Does this space have a zeroset diagonal? Recently I constructed a special topology space which is modifying the example 2.17 of Arhangel'skii as follows :
The space is $ Z=X_0\cup X_1\cup X$, where $X_0=\Bbb R\times\{0\}$, $X_1=\Bbb R\times\{-1\}$, and $X=\Bbb R\times(0,\to)$. For $x=\langle a,0\rangle\in X_0$ let $x'=\langle a,-1\rangle\in X_1$. For $n\in\Bbb Z^+$ and $x=\langle a,0\rangle\in X_0$ let
$V_n(x)=\{x\}\cup$ a triangle which has the sides adjacent to the vertex $x$ of equal length and an angle at $x$ of measure $30^0$ with height equal to $\frac1n$ and height slope equal to $1$.
$V_n(x')=\{x'\}\cup$ a triangle which has the sides adjacent to the vertex $x$ of equal length and an angle at $x$ of measure $30^0$ with height equal to $\frac1n$ and height slope equal to $-1$.
The topology on $Z$ obtained by this: The topology $\tau$ on $X$ is the smallest topology obtained by $\tau_1\cup \tau_2$, where $\tau_1$ is Euclidean topology on $X$ and  $\tau_2$ is the topology of countable complements on $X$ (Much more details see 63# of counterexample in topology); and we take the families $\{V_n(x):n\in\Bbb Z^+\}$ and $\{V_n(x'):n\in\Bbb Z^+\}$ as local bases at $x\in X_0$ and $ x' \in X_1$, respectively. 
Does this space have a zeroset diagonal? Any idea will be appreciated:)
 A: Yes. For $n\in\Bbb Z^+$ let 
$$\mathscr{G}_n=\Big\{V_n(x):x\in X_0\Big\}\cup\Big\{V_n(x'):x;\in X_1\Big\}\cup\left\{B\left(x,\frac1n\right):x\in X\right\}\;,$$
where $B(x,\epsilon)$ is the open $\epsilon$-ball centred at $x$ in the Euclidean topology.
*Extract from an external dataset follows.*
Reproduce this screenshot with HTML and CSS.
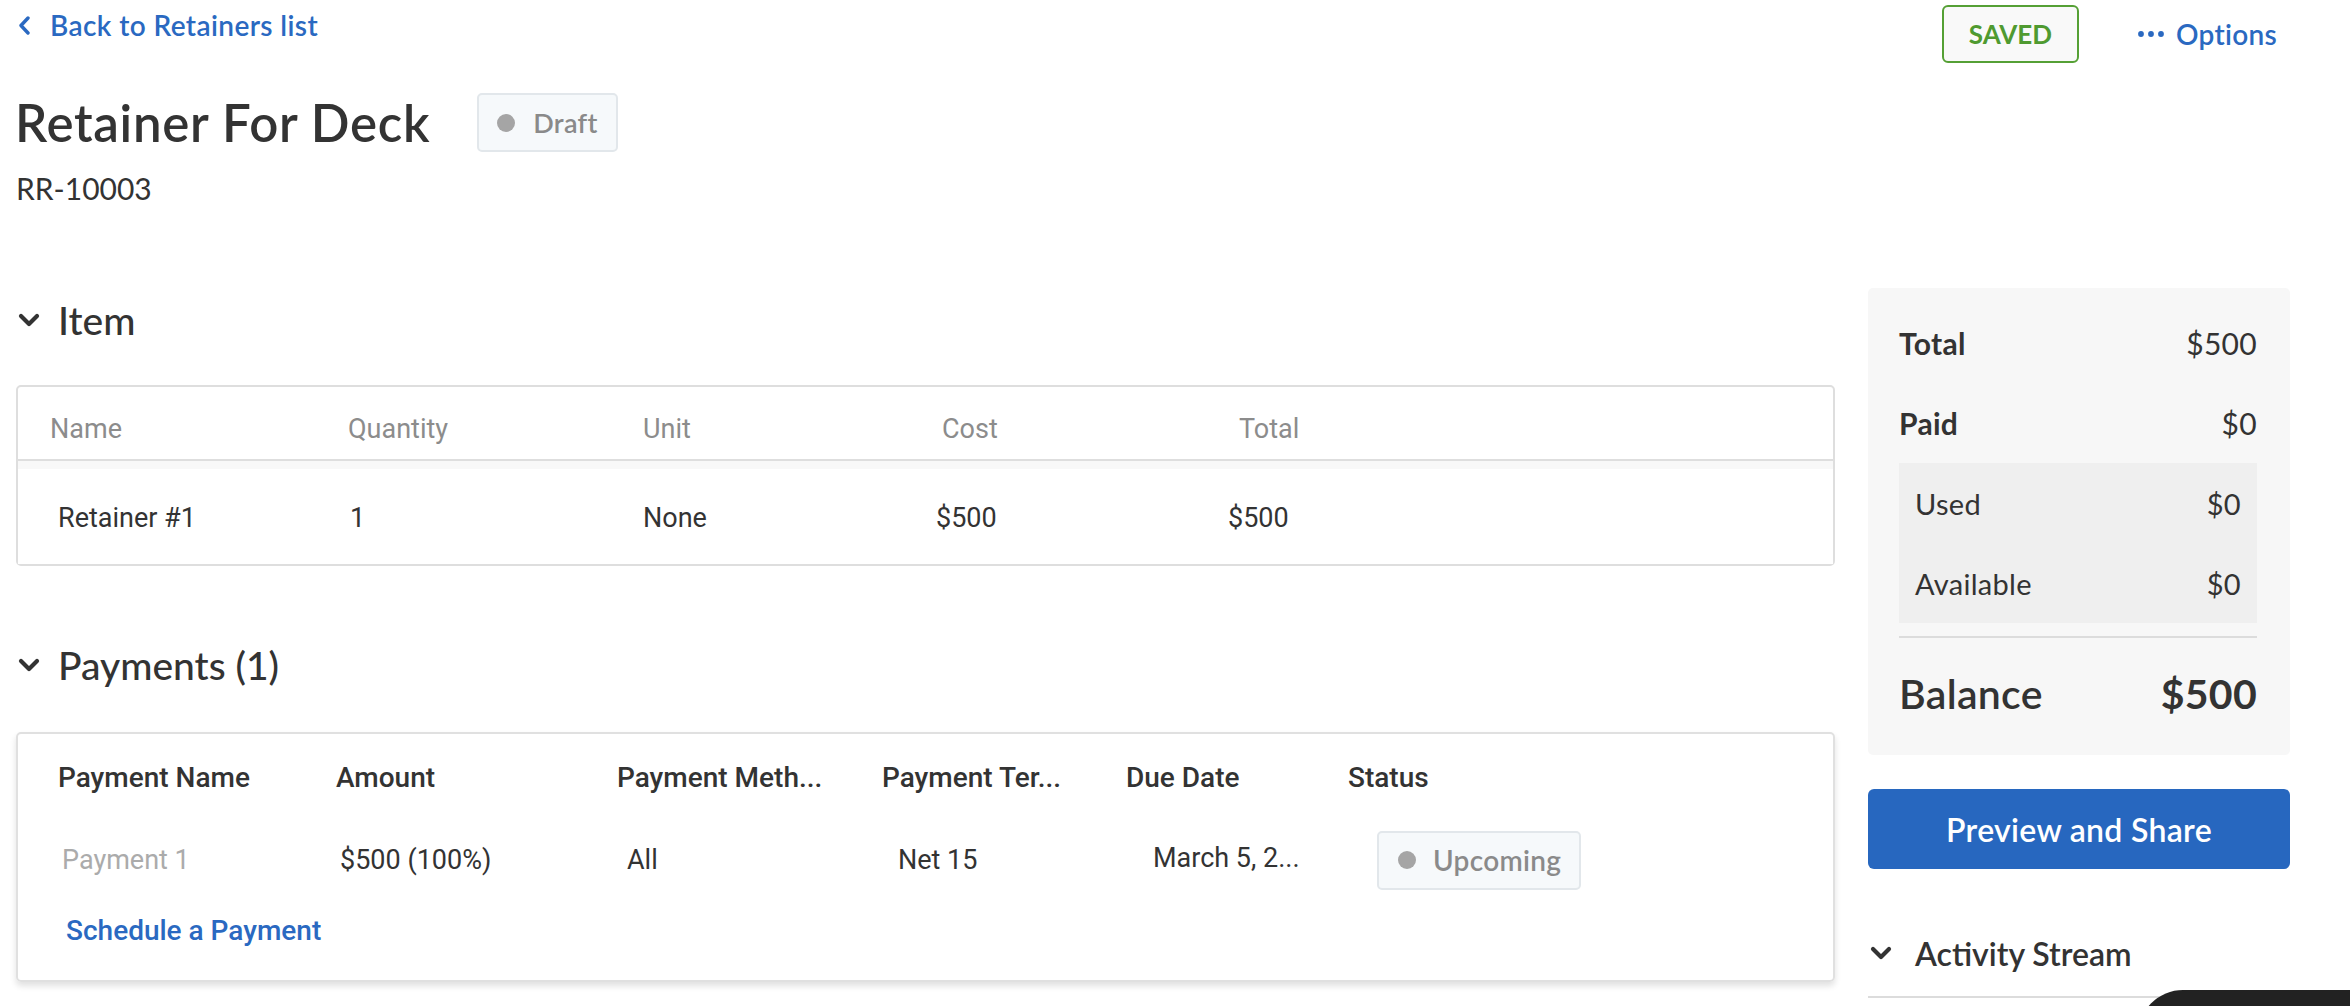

Clearly each $\mathscr{G}_n$ is an open cover of $Z$, and for each $x\in Z$,
$$\bigcap_{n\in\Bbb Z^+}\operatorname{st}(x,\mathscr{G}_n)=\{x\}\;.$$
It’s well-known that the existence of a $G_\delta$-diagonal is equivalent to the existence of a countable family of open covers with this property, so $Z$ has a $G_\delta$-diagonal.
A: Suppose there is a continuous function $f:Z^2\to[0,1]$, with $f^{-1}(\{0\})=\{(z,z):z\in Z\}$.


*

*Define $d_m(x)$ for positive integer $m$ and $x\in X_0$ in the following way:


*

*If $\min (f(x,x'),f(x',x))>1/m$, then for $n$ large enough:
$$V_n(x)\times V_n(x)\ \cup\ V_n(x')\times V_n(x')\subseteq f^{-1}([0,1/m))\\
V_n(x)\times V_n(x')\ \cup\ V_n(x')\times V_n(x)\subseteq f^{-1}((1/m,1])$$
Let $d_m(x)=1/n$ for such an $n$.

*Otherwise, let $d_m(x)=0$.


*Consider the triangles $V_1((0,0))$ and $V_1((\varepsilon,0))$. They intersect for small enough $\varepsilon>0$, let $k=1/\varepsilon$.
Suppose $1/n=\min(d_m(x),d_m(y))\ge k\cdot|x-y|$ with $x>y$.
Then $V_n(x)$ and $V_n(y)$ intersect, as do $V_n(x')$ and $V_n(y)$. But
$$V_n(y)\times V_n(y)\subseteq f^{-1}([0,1/m))$$
while
$$V_n(x)\times V_n(x')\subseteq f^{-1}((1/m,1])$$
which is a contradiction.

*So we have $d_m(y)<k\cdot|x-y|$ whenever $k\cdot|x-y|\le d_m(x)$ and $x\ne y$. This means that there cannot be more than $1+t/k$ points where $d_m(x)\ge t$, so that there are only countably many elements in $$X(m)=\{x\in X_0: d_m(x)>0\}$$
Since $\bigcup_m X(m)$ is countable, there must be some $x$ such that $d_m(x)=0$ for all $m$: but then $f(x,x')=0$ or $f(x',x)=0$, which is impossible.
Therefore, the space does not have a zeroset diagonal.